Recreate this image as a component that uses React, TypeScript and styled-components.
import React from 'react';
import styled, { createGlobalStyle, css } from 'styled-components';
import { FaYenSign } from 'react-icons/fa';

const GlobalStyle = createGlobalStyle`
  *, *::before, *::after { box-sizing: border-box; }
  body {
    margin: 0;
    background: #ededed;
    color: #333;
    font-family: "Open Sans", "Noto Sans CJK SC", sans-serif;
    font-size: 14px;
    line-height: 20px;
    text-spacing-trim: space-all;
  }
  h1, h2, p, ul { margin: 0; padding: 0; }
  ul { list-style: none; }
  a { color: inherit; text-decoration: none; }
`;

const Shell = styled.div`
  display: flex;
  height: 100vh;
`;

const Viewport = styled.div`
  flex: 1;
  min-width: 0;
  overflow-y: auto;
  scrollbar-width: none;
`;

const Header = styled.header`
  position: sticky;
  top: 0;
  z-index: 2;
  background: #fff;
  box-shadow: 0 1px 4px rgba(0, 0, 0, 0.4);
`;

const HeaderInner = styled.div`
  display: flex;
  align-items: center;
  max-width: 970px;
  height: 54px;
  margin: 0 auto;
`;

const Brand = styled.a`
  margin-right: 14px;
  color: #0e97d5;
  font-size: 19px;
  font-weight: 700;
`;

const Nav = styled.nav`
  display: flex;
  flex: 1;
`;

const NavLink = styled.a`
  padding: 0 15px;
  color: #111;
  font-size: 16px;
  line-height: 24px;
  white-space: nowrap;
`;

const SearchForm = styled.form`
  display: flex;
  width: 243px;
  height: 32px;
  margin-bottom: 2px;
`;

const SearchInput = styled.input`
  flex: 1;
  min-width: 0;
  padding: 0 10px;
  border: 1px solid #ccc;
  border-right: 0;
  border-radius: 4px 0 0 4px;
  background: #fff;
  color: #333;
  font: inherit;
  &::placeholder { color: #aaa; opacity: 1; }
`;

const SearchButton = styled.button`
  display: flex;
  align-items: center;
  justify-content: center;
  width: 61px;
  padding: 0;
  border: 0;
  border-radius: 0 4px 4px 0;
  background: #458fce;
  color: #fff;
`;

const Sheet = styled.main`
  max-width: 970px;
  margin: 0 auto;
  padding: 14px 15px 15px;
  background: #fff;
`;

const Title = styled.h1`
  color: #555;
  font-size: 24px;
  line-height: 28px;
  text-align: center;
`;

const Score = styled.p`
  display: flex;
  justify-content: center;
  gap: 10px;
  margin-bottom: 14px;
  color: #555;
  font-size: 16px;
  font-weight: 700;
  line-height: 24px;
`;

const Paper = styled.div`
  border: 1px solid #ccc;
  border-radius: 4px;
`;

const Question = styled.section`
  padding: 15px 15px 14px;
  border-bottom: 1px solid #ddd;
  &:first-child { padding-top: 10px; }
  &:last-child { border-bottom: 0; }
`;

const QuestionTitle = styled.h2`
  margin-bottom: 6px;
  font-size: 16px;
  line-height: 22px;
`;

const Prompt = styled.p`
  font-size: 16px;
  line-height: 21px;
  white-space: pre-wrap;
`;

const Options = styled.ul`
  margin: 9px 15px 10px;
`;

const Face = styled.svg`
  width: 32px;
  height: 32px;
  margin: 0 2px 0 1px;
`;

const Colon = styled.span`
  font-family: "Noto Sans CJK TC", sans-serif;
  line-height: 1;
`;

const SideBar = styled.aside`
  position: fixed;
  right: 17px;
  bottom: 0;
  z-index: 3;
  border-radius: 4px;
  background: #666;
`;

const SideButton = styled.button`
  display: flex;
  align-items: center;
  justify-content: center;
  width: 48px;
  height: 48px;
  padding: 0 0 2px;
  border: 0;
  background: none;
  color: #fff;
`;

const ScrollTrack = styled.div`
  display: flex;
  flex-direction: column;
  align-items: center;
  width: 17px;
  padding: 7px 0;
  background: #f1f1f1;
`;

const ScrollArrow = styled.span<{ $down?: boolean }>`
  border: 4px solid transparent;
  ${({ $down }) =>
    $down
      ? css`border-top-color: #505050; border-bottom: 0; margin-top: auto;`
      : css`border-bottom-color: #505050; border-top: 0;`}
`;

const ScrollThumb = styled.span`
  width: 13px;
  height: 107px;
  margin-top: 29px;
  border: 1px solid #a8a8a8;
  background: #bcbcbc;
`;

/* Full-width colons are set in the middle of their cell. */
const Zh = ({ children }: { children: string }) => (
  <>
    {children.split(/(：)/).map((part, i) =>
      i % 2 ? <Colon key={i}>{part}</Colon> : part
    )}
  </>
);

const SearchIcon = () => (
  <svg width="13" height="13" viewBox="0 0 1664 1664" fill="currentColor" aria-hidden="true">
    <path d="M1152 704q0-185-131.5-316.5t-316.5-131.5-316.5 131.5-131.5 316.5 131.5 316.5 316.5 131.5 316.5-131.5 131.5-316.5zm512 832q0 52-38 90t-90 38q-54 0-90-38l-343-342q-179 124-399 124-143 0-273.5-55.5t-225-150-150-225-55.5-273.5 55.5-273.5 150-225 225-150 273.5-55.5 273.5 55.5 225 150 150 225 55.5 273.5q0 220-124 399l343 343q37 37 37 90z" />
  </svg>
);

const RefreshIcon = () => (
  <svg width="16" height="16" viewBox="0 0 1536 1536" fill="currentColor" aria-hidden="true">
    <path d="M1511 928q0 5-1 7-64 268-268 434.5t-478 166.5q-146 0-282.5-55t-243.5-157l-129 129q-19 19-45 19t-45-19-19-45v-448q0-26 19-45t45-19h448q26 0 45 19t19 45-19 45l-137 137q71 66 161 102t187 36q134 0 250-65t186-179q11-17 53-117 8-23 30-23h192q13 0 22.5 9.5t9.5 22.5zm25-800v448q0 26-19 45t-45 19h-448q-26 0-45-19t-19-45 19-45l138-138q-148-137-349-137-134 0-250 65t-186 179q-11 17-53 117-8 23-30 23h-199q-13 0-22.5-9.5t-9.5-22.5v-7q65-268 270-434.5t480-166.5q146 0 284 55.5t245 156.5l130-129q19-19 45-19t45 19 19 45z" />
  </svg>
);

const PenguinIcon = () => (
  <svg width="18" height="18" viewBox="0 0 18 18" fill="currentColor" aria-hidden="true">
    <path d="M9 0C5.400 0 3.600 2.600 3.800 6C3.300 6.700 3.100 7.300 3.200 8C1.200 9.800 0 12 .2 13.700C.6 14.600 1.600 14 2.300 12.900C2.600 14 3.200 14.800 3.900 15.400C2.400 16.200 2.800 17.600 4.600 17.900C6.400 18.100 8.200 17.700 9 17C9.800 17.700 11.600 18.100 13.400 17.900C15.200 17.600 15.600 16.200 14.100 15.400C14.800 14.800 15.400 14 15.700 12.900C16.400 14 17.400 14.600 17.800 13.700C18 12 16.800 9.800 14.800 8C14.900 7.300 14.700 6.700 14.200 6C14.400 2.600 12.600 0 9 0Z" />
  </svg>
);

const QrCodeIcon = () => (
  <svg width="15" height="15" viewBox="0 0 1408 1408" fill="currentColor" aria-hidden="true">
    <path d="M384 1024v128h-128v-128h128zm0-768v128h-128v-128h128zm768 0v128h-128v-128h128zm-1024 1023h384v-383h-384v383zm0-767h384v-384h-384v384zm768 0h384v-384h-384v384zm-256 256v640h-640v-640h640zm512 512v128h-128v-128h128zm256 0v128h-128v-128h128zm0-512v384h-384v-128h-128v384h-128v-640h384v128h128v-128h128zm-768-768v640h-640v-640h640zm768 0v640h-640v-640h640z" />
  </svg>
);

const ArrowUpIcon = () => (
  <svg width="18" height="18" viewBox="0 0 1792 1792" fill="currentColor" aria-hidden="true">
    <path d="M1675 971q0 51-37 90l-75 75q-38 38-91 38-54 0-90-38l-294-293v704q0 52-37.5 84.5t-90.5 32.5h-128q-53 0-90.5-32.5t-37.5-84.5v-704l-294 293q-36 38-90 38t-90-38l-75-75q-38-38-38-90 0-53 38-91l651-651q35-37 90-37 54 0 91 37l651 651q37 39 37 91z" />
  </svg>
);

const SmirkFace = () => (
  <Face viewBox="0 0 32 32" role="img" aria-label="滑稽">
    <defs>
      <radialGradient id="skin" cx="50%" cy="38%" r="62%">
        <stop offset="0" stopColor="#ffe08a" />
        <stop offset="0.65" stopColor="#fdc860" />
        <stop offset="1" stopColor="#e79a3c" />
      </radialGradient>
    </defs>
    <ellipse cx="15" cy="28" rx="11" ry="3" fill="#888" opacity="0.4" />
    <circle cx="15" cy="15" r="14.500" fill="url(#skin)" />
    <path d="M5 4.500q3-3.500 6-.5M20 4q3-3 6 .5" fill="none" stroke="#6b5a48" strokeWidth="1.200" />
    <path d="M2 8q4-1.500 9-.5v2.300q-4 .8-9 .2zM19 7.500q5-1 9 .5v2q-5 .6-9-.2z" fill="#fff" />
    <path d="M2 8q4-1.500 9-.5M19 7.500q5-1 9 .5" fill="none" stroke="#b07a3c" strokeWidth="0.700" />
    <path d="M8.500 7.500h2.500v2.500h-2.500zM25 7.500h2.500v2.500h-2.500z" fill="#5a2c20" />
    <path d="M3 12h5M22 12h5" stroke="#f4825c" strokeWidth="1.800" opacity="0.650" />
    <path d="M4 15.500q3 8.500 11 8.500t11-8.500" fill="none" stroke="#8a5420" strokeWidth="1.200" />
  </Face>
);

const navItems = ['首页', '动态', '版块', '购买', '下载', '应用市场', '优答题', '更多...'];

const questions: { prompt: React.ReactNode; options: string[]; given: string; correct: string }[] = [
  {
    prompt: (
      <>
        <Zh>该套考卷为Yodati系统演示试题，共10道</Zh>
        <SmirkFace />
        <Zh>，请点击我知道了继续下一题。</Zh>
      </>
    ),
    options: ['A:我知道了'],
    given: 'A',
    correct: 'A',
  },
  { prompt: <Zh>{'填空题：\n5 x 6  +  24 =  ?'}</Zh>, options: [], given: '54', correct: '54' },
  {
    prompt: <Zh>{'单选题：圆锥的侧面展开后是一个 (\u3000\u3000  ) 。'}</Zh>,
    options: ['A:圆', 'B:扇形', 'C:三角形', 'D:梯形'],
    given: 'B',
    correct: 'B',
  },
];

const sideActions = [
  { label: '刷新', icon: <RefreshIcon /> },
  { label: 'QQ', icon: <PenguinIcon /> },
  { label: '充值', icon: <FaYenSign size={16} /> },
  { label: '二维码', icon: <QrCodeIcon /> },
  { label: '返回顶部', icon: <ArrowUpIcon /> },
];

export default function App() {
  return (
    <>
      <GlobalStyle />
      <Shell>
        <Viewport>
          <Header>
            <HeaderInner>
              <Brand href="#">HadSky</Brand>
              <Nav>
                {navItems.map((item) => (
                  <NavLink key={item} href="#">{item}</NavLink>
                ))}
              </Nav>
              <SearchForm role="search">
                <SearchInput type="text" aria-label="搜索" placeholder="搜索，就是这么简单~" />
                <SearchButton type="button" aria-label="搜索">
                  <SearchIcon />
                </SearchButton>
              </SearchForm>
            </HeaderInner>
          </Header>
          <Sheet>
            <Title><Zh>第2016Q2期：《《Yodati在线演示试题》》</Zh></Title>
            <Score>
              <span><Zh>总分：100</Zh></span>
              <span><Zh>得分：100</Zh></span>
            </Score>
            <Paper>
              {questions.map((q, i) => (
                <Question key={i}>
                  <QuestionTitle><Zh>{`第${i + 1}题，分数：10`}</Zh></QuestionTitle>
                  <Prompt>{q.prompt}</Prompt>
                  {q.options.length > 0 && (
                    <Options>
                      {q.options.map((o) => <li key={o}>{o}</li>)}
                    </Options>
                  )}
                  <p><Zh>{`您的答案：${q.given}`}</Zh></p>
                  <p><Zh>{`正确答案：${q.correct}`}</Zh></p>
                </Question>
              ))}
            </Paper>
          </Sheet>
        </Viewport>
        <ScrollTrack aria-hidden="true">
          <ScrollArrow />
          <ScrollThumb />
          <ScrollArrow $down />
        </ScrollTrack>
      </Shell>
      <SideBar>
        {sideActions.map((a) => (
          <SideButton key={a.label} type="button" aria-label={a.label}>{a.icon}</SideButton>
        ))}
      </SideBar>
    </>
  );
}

****

## Stated goal
Return nothing except the number of lines that include the string "components".

## Final result
2